═════ Records supplied

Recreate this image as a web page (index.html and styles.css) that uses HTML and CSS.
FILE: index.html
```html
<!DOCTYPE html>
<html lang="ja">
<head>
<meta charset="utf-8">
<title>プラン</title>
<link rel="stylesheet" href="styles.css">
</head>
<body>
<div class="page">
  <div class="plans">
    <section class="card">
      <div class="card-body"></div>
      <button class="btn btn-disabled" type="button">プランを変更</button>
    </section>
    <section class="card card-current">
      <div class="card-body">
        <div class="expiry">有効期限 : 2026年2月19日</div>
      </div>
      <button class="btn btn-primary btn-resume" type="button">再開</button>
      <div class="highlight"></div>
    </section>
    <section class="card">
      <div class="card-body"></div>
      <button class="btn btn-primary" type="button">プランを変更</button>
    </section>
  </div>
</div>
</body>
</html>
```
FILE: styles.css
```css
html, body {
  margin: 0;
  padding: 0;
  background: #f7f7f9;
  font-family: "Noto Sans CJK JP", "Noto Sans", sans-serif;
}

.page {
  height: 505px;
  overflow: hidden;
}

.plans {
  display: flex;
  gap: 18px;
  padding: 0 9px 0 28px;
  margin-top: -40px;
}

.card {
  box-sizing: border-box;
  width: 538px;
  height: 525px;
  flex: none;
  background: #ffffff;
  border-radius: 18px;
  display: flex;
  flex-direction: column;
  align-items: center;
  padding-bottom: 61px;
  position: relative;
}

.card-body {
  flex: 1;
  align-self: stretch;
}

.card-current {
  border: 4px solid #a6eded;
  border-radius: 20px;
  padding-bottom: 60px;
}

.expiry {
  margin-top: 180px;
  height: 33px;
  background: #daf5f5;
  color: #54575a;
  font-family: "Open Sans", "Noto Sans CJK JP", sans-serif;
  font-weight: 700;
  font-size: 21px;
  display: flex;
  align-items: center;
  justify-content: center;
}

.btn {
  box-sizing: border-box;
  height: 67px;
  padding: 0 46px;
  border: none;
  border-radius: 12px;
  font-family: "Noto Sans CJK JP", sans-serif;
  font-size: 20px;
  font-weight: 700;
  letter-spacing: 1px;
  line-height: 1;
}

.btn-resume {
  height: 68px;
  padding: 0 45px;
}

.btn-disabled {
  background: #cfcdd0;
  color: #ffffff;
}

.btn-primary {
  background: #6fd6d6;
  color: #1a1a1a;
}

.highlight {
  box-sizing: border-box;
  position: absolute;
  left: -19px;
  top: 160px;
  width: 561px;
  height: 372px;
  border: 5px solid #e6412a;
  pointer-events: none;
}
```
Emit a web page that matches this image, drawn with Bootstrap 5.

══════════

▸ Problem requirements: Write out the whole listing again. Match it word for word.

▸ Answer to the problem:
Recreate this image as a web page (index.html and styles.css) that uses HTML and CSS.
FILE: index.html
```html
<!DOCTYPE html>
<html lang="ja">
<head>
<meta charset="utf-8">
<title>プラン</title>
<link rel="stylesheet" href="styles.css">
</head>
<body>
<div class="page">
  <div class="plans">
    <section class="card">
      <div class="card-body"></div>
      <button class="btn btn-disabled" type="button">プランを変更</button>
    </section>
    <section class="card card-current">
      <div class="card-body">
        <div class="expiry">有効期限 : 2026年2月19日</div>
      </div>
      <button class="btn btn-primary btn-resume" type="button">再開</button>
      <div class="highlight"></div>
    </section>
    <section class="card">
      <div class="card-body"></div>
      <button class="btn btn-primary" type="button">プランを変更</button>
    </section>
  </div>
</div>
</body>
</html>
```
FILE: styles.css
```css
html, body {
  margin: 0;
  padding: 0;
  background: #f7f7f9;
  font-family: "Noto Sans CJK JP", "Noto Sans", sans-serif;
}

.page {
  height: 505px;
  overflow: hidden;
}

.plans {
  display: flex;
  gap: 18px;
  padding: 0 9px 0 28px;
  margin-top: -40px;
}

.card {
  box-sizing: border-box;
  width: 538px;
  height: 525px;
  flex: none;
  background: #ffffff;
  border-radius: 18px;
  display: flex;
  flex-direction: column;
  align-items: center;
  padding-bottom: 61px;
  position: relative;
}

.card-body {
  flex: 1;
  align-self: stretch;
}

.card-current {
  border: 4px solid #a6eded;
  border-radius: 20px;
  padding-bottom: 60px;
}

.expiry {
  margin-top: 180px;
  height: 33px;
  background: #daf5f5;
  color: #54575a;
  font-family: "Open Sans", "Noto Sans CJK JP", sans-serif;
  font-weight: 700;
  font-size: 21px;
  display: flex;
  align-items: center;
  justify-content: center;
}

.btn {
  box-sizing: border-box;
  height: 67px;
  padding: 0 46px;
  border: none;
  border-radius: 12px;
  font-family: "Noto Sans CJK JP", sans-serif;
  font-size: 20px;
  font-weight: 700;
  letter-spacing: 1px;
  line-height: 1;
}

.btn-resume {
  height: 68px;
  padding: 0 45px;
}

.btn-disabled {
  background: #cfcdd0;
  color: #ffffff;
}

.btn-primary {
  background: #6fd6d6;
  color: #1a1a1a;
}

.highlight {
  box-sizing: border-box;
  position: absolute;
  left: -19px;
  top: 160px;
  width: 561px;
  height: 372px;
  border: 5px solid #e6412a;
  pointer-events: none;
}
```
Emit a web page that matches this image, drawn with Bootstrap 5.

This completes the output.